(Pages as source code)
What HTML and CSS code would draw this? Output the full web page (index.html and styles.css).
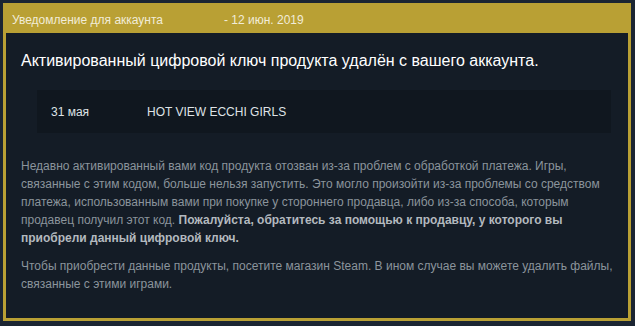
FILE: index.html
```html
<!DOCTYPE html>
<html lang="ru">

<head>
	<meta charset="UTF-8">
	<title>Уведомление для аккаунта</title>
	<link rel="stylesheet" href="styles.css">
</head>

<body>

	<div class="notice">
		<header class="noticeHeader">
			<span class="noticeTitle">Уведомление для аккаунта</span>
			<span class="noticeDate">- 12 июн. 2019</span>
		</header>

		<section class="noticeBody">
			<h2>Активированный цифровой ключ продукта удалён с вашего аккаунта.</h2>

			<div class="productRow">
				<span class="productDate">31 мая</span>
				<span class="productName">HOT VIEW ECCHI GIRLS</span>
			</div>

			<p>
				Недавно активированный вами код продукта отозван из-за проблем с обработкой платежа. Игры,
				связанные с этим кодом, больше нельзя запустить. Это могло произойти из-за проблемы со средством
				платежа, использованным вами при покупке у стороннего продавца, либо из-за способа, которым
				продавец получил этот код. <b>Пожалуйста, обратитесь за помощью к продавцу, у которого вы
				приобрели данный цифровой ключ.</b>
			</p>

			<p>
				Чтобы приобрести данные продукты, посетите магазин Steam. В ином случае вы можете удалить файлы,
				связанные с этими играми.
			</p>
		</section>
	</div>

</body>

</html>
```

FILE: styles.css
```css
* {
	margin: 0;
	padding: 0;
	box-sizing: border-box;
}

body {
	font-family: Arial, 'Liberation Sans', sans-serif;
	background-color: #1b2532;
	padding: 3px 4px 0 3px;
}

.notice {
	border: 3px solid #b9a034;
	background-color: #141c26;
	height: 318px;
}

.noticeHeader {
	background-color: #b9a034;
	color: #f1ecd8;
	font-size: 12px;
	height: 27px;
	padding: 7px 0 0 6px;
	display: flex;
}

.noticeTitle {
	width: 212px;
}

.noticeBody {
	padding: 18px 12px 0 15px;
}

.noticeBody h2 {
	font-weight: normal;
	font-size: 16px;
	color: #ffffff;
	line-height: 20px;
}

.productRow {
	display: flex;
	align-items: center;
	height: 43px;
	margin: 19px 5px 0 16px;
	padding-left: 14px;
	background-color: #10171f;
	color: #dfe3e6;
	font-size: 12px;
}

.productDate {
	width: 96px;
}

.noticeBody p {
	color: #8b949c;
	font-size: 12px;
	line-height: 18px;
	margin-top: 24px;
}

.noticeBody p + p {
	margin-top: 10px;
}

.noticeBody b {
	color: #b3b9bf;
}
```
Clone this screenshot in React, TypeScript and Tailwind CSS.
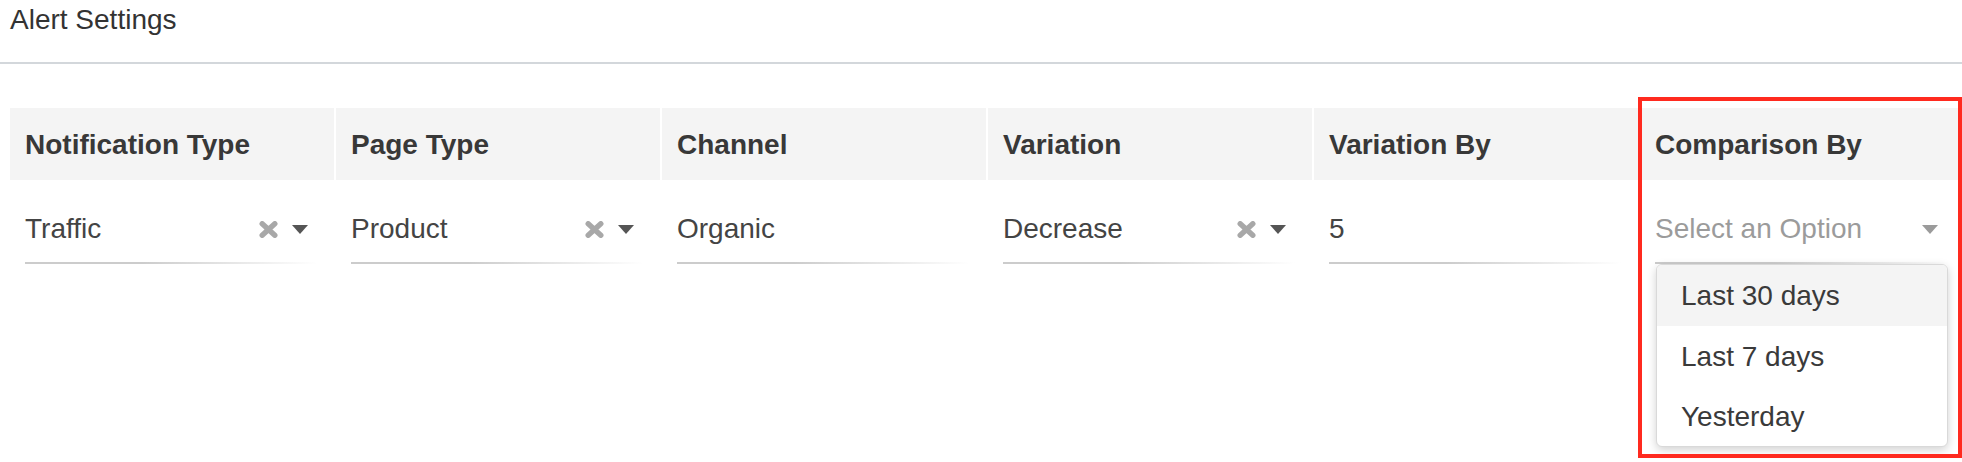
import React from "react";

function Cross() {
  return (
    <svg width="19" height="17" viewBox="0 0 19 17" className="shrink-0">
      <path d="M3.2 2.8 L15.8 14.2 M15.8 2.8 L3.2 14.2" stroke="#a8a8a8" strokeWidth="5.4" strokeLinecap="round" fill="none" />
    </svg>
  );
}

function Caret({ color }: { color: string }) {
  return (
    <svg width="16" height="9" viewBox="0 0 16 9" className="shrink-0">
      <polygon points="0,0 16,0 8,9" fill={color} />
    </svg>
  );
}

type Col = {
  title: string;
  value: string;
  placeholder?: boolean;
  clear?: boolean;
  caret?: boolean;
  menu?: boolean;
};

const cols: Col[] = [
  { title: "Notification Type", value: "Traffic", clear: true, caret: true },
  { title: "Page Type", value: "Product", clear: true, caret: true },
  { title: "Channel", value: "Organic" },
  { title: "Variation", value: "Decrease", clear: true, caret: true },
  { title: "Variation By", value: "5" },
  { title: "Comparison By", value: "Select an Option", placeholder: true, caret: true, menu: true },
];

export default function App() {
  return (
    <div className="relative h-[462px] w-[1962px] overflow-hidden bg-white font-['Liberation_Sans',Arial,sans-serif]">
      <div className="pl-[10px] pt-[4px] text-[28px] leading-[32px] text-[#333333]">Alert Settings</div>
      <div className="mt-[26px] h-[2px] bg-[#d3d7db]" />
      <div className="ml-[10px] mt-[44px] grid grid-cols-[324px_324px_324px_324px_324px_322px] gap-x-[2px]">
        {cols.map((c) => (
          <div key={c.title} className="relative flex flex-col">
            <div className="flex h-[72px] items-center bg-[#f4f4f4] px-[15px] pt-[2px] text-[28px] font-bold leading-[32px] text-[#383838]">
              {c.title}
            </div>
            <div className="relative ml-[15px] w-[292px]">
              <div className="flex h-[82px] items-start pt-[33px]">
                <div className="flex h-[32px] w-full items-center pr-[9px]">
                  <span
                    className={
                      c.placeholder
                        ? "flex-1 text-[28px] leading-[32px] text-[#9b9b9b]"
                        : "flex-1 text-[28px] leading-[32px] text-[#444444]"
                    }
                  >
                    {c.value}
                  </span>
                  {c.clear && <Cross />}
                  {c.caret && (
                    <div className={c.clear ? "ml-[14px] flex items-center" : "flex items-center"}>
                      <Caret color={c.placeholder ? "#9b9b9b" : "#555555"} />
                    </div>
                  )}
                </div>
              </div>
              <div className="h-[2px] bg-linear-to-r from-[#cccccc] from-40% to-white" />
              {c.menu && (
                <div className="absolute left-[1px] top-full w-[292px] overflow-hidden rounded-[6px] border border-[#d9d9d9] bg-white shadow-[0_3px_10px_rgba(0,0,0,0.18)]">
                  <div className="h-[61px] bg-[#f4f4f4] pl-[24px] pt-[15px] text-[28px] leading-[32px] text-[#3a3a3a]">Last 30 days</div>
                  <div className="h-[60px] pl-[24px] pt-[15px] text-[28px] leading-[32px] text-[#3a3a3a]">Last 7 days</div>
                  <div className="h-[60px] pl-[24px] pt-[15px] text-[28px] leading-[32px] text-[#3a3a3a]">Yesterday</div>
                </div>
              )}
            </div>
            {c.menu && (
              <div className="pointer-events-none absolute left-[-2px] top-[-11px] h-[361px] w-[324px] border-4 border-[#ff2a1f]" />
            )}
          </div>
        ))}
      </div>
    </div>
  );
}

REQUIRED WORK
Quote every record above exactly, leaving out the pictures.

SOLUTION
What HTML and CSS code would draw this? Output the full web page (index.html and styles.css).
FILE: index.html
```html
<!DOCTYPE html>
<html lang="ru">

<head>
	<meta charset="UTF-8">
	<title>Уведомление для аккаунта</title>
	<link rel="stylesheet" href="styles.css">
</head>

<body>

	<div class="notice">
		<header class="noticeHeader">
			<span class="noticeTitle">Уведомление для аккаунта</span>
			<span class="noticeDate">- 12 июн. 2019</span>
		</header>

		<section class="noticeBody">
			<h2>Активированный цифровой ключ продукта удалён с вашего аккаунта.</h2>

			<div class="productRow">
				<span class="productDate">31 мая</span>
				<span class="productName">HOT VIEW ECCHI GIRLS</span>
			</div>

			<p>
				Недавно активированный вами код продукта отозван из-за проблем с обработкой платежа. Игры,
				связанные с этим кодом, больше нельзя запустить. Это могло произойти из-за проблемы со средством
				платежа, использованным вами при покупке у стороннего продавца, либо из-за способа, которым
				продавец получил этот код. <b>Пожалуйста, обратитесь за помощью к продавцу, у которого вы
				приобрели данный цифровой ключ.</b>
			</p>

			<p>
				Чтобы приобрести данные продукты, посетите магазин Steam. В ином случае вы можете удалить файлы,
				связанные с этими играми.
			</p>
		</section>
	</div>

</body>

</html>
```

FILE: styles.css
```css
* {
	margin: 0;
	padding: 0;
	box-sizing: border-box;
}

body {
	font-family: Arial, 'Liberation Sans', sans-serif;
	background-color: #1b2532;
	padding: 3px 4px 0 3px;
}

.notice {
	border: 3px solid #b9a034;
	background-color: #141c26;
	height: 318px;
}

.noticeHeader {
	background-color: #b9a034;
	color: #f1ecd8;
	font-size: 12px;
	height: 27px;
	padding: 7px 0 0 6px;
	display: flex;
}

.noticeTitle {
	width: 212px;
}

.noticeBody {
	padding: 18px 12px 0 15px;
}

.noticeBody h2 {
	font-weight: normal;
	font-size: 16px;
	color: #ffffff;
	line-height: 20px;
}

.productRow {
	display: flex;
	align-items: center;
	height: 43px;
	margin: 19px 5px 0 16px;
	padding-left: 14px;
	background-color: #10171f;
	color: #dfe3e6;
	font-size: 12px;
}

.productDate {
	width: 96px;
}

.noticeBody p {
	color: #8b949c;
	font-size: 12px;
	line-height: 18px;
	margin-top: 24px;
}

.noticeBody p + p {
	margin-top: 10px;
}

.noticeBody b {
	color: #b3b9bf;
}
```
Clone this screenshot in React, TypeScript and Tailwind CSS.
import React from "react";

function Cross() {
  return (
    <svg width="19" height="17" viewBox="0 0 19 17" className="shrink-0">
      <path d="M3.2 2.8 L15.8 14.2 M15.8 2.8 L3.2 14.2" stroke="#a8a8a8" strokeWidth="5.4" strokeLinecap="round" fill="none" />
    </svg>
  );
}

function Caret({ color }: { color: string }) {
  return (
    <svg width="16" height="9" viewBox="0 0 16 9" className="shrink-0">
      <polygon points="0,0 16,0 8,9" fill={color} />
    </svg>
  );
}

type Col = {
  title: string;
  value: string;
  placeholder?: boolean;
  clear?: boolean;
  caret?: boolean;
  menu?: boolean;
};

const cols: Col[] = [
  { title: "Notification Type", value: "Traffic", clear: true, caret: true },
  { title: "Page Type", value: "Product", clear: true, caret: true },
  { title: "Channel", value: "Organic" },
  { title: "Variation", value: "Decrease", clear: true, caret: true },
  { title: "Variation By", value: "5" },
  { title: "Comparison By", value: "Select an Option", placeholder: true, caret: true, menu: true },
];

export default function App() {
  return (
    <div className="relative h-[462px] w-[1962px] overflow-hidden bg-white font-['Liberation_Sans',Arial,sans-serif]">
      <div className="pl-[10px] pt-[4px] text-[28px] leading-[32px] text-[#333333]">Alert Settings</div>
      <div className="mt-[26px] h-[2px] bg-[#d3d7db]" />
      <div className="ml-[10px] mt-[44px] grid grid-cols-[324px_324px_324px_324px_324px_322px] gap-x-[2px]">
        {cols.map((c) => (
          <div key={c.title} className="relative flex flex-col">
            <div className="flex h-[72px] items-center bg-[#f4f4f4] px-[15px] pt-[2px] text-[28px] font-bold leading-[32px] text-[#383838]">
              {c.title}
            </div>
            <div className="relative ml-[15px] w-[292px]">
              <div className="flex h-[82px] items-start pt-[33px]">
                <div className="flex h-[32px] w-full items-center pr-[9px]">
                  <span
                    className={
                      c.placeholder
                        ? "flex-1 text-[28px] leading-[32px] text-[#9b9b9b]"
                        : "flex-1 text-[28px] leading-[32px] text-[#444444]"
                    }
                  >
                    {c.value}
                  </span>
                  {c.clear && <Cross />}
                  {c.caret && (
                    <div className={c.clear ? "ml-[14px] flex items-center" : "flex items-center"}>
                      <Caret color={c.placeholder ? "#9b9b9b" : "#555555"} />
                    </div>
                  )}
                </div>
              </div>
              <div className="h-[2px] bg-linear-to-r from-[#cccccc] from-40% to-white" />
              {c.menu && (
                <div className="absolute left-[1px] top-full w-[292px] overflow-hidden rounded-[6px] border border-[#d9d9d9] bg-white shadow-[0_3px_10px_rgba(0,0,0,0.18)]">
                  <div className="h-[61px] bg-[#f4f4f4] pl-[24px] pt-[15px] text-[28px] leading-[32px] text-[#3a3a3a]">Last 30 days</div>
                  <div className="h-[60px] pl-[24px] pt-[15px] text-[28px] leading-[32px] text-[#3a3a3a]">Last 7 days</div>
                  <div className="h-[60px] pl-[24px] pt-[15px] text-[28px] leading-[32px] text-[#3a3a3a]">Yesterday</div>
                </div>
              )}
            </div>
            {c.menu && (
              <div className="pointer-events-none absolute left-[-2px] top-[-11px] h-[361px] w-[324px] border-4 border-[#ff2a1f]" />
            )}
          </div>
        ))}
      </div>
    </div>
  );
}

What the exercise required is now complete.